Contemplative, brooding, and
haunting, Polly Moller brings a fresh new approach to psychedelic
music. Not entirely inspired by the seventies, Polly amalgamates aspects
of ambient/techno, progressive rock, psychedelic rock, and alternative
rock into an audio rumination for the ears and spirits of ambient and
psychedelic rock fans.
A former member of Octagon
New Music Ensemble, Polly Moller brings twenty years of classical training
and her flute into a deep form of music. Much of her presentation, lyrical
and vocal performance styles on her new album, "Taste the Wall," reminds
me of the early works of the band Hawkwind. Often esoteric, the English
and Gaelic lyrics are mysterious and thought provoking. The listener is
left to come to their own conclusions about the music and the theme.
Harsh flute work on tracks
like "Road Spiders" and "Keeny Zuke" are reminiscent of Jethro Tull and
their use of the flute to alter mood and texture in a variety of ways.
The rhythm and percussion is reminiscent of Trent Reznor on a couple of
the tracks, though a more ambient, Katherine Blake feel is often the key
to this album's mood.
Many tracks, such as "The Swan"
and "Aerodynamic" hold together a dynamic yet mild blend similar to the
works of Miranda Sex Garden. The dancy overtones are comparable to Siouxsie
and the Banshees, while some of the more smooth and syncopated moments
sound like some of the synth-melodies on the first Deep Forest album.
Though aspects of her music
are comparable to many other styles, Polly Moller does blend all of those
styles together to create a musical confection that is unique. Some Miranda
Sex Garden fans may find an entertaining thread in her music. I believe
that fans of the early seventies works from Hawkwind will find this a
bit mild, but quite enthralling. Any of you who like contemplative or
psychedelic music ought to check this out. There are sound clips available
for sampling at http://www.silverwheel.com/tastethewall.html (Silver Wheel
Music).
Until the next time I inflict
my observations upon you, I'm Daniel Sanford, Freelance Reviewer.
"For though I fly, I too may
die if I lose my grip on the firmament Have you time in your heart to
sing for the planes that fell from the sky" -Polly Moller, from the song
"Aerodynamic"
Review of Polly Moller --
"Bullet the Blue Sky"
on the Mindspore Records comp cd, Distributed Shared Memory
Pittsburgh Post-Gazette
(Pennsylvania)
December 27, 1998, Sunday, NORTH THIS WEEK EDITION
Mindspore's first release, "Distributed Shared Memory," is a
compilation of artists who were asked over the Internet to submit music.
Synthesizers and samplers are prominently featured.
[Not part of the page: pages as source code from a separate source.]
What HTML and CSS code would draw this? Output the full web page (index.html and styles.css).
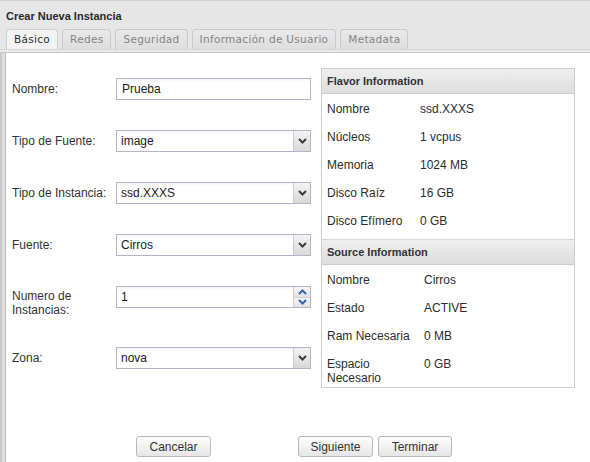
FILE: index.html
```html
<!DOCTYPE html>
<html lang="es">
<head>
<meta charset="utf-8">
<title>Crear Nueva Instancia</title>
<link rel="stylesheet" href="styles.css">
</head>
<body>
<div class="dialog">
  <div class="top">
    <div class="title">Crear Nueva Instancia</div>
    <ul class="tabs">
      <li class="tab active">Básico</li>
      <li class="tab">Redes</li>
      <li class="tab">Seguridad</li>
      <li class="tab">Información de Usuario</li>
      <li class="tab">Metadata</li>
    </ul>
    <div class="tabline"></div>
  </div>
  <div class="content">
    <div class="body">
      <div class="form">
        <div class="row">
          <div class="label">Nombre:</div>
          <div class="control input">Prueba</div>
        </div>
        <div class="row">
          <div class="label">Tipo de Fuente:</div>
          <div class="control select"><span class="val">image</span><span class="arrow"><svg width="9" height="6" viewBox="0 0 9 6"><polyline points="1,1 4.5,4.5 8,1" fill="none" stroke="#3c3c3c" stroke-width="2"/></svg></span></div>
        </div>
        <div class="row">
          <div class="label">Tipo de Instancia:</div>
          <div class="control select"><span class="val">ssd.XXXS</span><span class="arrow"><svg width="9" height="6" viewBox="0 0 9 6"><polyline points="1,1 4.5,4.5 8,1" fill="none" stroke="#3c3c3c" stroke-width="2"/></svg></span></div>
        </div>
        <div class="row">
          <div class="label">Fuente:</div>
          <div class="control select"><span class="val">Cirros</span><span class="arrow"><svg width="9" height="6" viewBox="0 0 9 6"><polyline points="1,1 4.5,4.5 8,1" fill="none" stroke="#3c3c3c" stroke-width="2"/></svg></span></div>
        </div>
        <div class="row">
          <div class="label label-two">Numero de Instancias:</div>
          <div class="control spin"><span class="val">1</span><span class="spinbtns"><span class="sb"><svg width="9" height="6" viewBox="0 0 9 6"><polyline points="1,5 4.5,1.5 8,5" fill="none" stroke="#3a62a6" stroke-width="2"/></svg></span><span class="sb"><svg width="9" height="6" viewBox="0 0 9 6"><polyline points="1,1 4.5,4.5 8,1" fill="none" stroke="#3a62a6" stroke-width="2"/></svg></span></span></div>
        </div>
        <div class="row">
          <div class="label">Zona:</div>
          <div class="control select"><span class="val">nova</span><span class="arrow"><svg width="9" height="6" viewBox="0 0 9 6"><polyline points="1,1 4.5,4.5 8,1" fill="none" stroke="#3c3c3c" stroke-width="2"/></svg></span></div>
        </div>
      </div>
      <div class="panel">
        <div class="phead">Flavor Information</div>
        <div class="ptable flavor">
          <div class="pr"><span>Nombre</span><span>ssd.XXXS</span></div>
          <div class="pr"><span>Núcleos</span><span>1 vcpus</span></div>
          <div class="pr"><span>Memoria</span><span>1024 MB</span></div>
          <div class="pr"><span>Disco Raíz</span><span>16 GB</span></div>
          <div class="pr"><span>Disco Efímero</span><span>0 GB</span></div>
        </div>
        <div class="phead phead-second">Source Information</div>
        <div class="ptable source">
          <div class="pr"><span>Nombre</span><span>Cirros</span></div>
          <div class="pr"><span>Estado</span><span>ACTIVE</span></div>
          <div class="pr"><span>Ram Necesaria</span><span>0 MB</span></div>
          <div class="pr pr-last"><span>Espacio<br>Necesario</span><span>0 GB</span></div>
        </div>
      </div>
    </div>
    <div class="actions">
      <button class="btn">Cancelar</button>
      <div class="right-btns">
        <button class="btn">Siguiente</button>
        <button class="btn btn-narrow">Terminar</button>
      </div>
    </div>
  </div>
</div>
</body>
</html>
```
FILE: styles.css
```css
* { box-sizing: border-box; }
html, body { margin: 0; padding: 0; }
body {
  width: 590px;
  height: 462px;
  overflow: hidden;
  background: #ffffff;
  font-family: "Liberation Sans", Arial, sans-serif;
  font-size: 12px;
  color: #333;
}
.dialog {
  height: 462px;
  display: flex;
  flex-direction: column;
}
.top {
  background: #e6e6e6;
  border-top: 1px solid #cfcfcf;
  padding-top: 8px;
}
.title {
  font-weight: bold;
  font-size: 11px;
  line-height: 14px;
  height: 14px;
  padding-left: 6px;
  color: #2a2a2a;
}
.tabs {
  list-style: none;
  margin: 6px 0 0 0;
  padding: 0 0 0 6px;
  display: flex;
  gap: 4px;
  height: 20px;
}
.tab {
  font-family: "DejaVu Sans", sans-serif;
  font-size: 10.5px;
  letter-spacing: 0.3px;
  color: #858585;
  height: 20px;
  line-height: 19px;
  padding: 0 7px;
  border: 1px solid #c9c9c9;
  border-bottom: none;
  border-radius: 4px 4px 0 0;
  background: linear-gradient(#e9e9e9, #dedede);
}
.tab.active {
  color: #2e2e2e;
  background: #f3f3f3;
  border-color: #d0d0d0;
}
.tabline {
  height: 4px;
  background: #ebebeb;
  border-top: 1px solid #d4d4d4;
  border-bottom: 1px solid #c6c6c6;
}
.content {
  flex: 1;
  padding-left: 6px;
  background:
    linear-gradient(to right, #c9c9c9 0 2px, #e0e0e0 2px 5px, #bababa 5px 6px) left top / 6px 100% no-repeat,
    #ffffff;
}
.body {
  display: flex;
  align-items: flex-start;
}
.form {
  width: 310px;
  padding: 25px 0 0 6px;
}
.row {
  display: flex;
  align-items: flex-start;
  margin-bottom: 30px;
}
.row:last-child { margin-bottom: 0; }
.label {
  width: 104px;
  padding-top: 4px;
  line-height: 14px;
}
.label-two { padding-top: 3px; }
.control {
  width: 195px;
  height: 22px;
  border: 1px solid #b2b5c6;
  background: linear-gradient(#f7f7f7, #ffffff 5px);
  display: flex;
  align-items: center;
  font-size: 12px;
  color: #222;
}
.input { padding-left: 5px; }
.val { flex: 1; padding-left: 4px; }
.arrow {
  width: 17px;
  height: 20px;
  border-left: 1px solid #cacaca;
  background: linear-gradient(#f3f3f3, #d9d9d9);
  display: flex;
  align-items: center;
  justify-content: center;
}
.spinbtns {
  width: 17px;
  height: 20px;
  border-left: 1px solid #cacaca;
  display: flex;
  flex-direction: column;
}
.sb {
  flex: 1;
  display: flex;
  align-items: center;
  justify-content: center;
  background: linear-gradient(#f6f6f6, #e2e2e2);
}
.sb + .sb { border-top: 1px solid #cfcfcf; }
.panel {
  margin-left: 5px;
  margin-top: 15px;
  width: 254px;
  border: 1px solid #cccccc;
  background: #ffffff;
}
.phead {
  height: 25px;
  line-height: 24px;
  padding-left: 5px;
  font-weight: bold;
  font-size: 11px;
  color: #333;
  background: linear-gradient(#efefef, #dddddd);
  border-bottom: 1px solid #cfcfcf;
}
.phead-second {
  height: 26px;
  border-top: 1px solid #d8d8d8;
}
.ptable { padding: 1px 0 4px 5px; }
.source { padding-bottom: 0; }
.pr {
  display: grid;
  grid-template-columns: 93px 1fr;
  height: 28px;
  line-height: 14px;
  padding-top: 7px;
  color: #2c2c2c;
}
.source .pr { grid-template-columns: 97px 1fr; }
.pr-last { height: 37px; }
.actions {
  display: flex;
  padding: 48px 0 0 130px;
}
.btn {
  width: 75px;
  height: 21px;
  padding: 0;
  font-family: "Liberation Sans", Arial, sans-serif;
  font-size: 12px;
  color: #333;
  border: 1px solid #b8b8b8;
  border-radius: 3px;
  background: linear-gradient(#fdfdfd, #e6e6e6);
}
.right-btns {
  display: flex;
  gap: 5px;
  margin-left: 87px;
}
.btn-narrow { width: 74px; }
```
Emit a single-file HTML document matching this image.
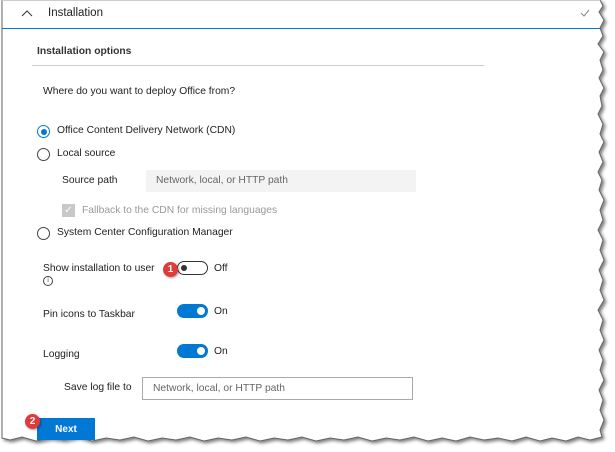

Blended are the hummings,
buzzes and bleeps of electronic machines that fans refer to as ambient
soundscapes.
The oddball of the bunch is the only unplugged number, "Bullet the
Blue Sky." The U2 cover, performed and barely whispered by Polly
Moller, combines flute and hand drum in a jazzy and witty work notable
also for its simplicity.
(from Polly: I feel obliged
to point out there's no hand drum in "Bullet". I made all the
non-vocal sounds using the flute, in this case key percussion.)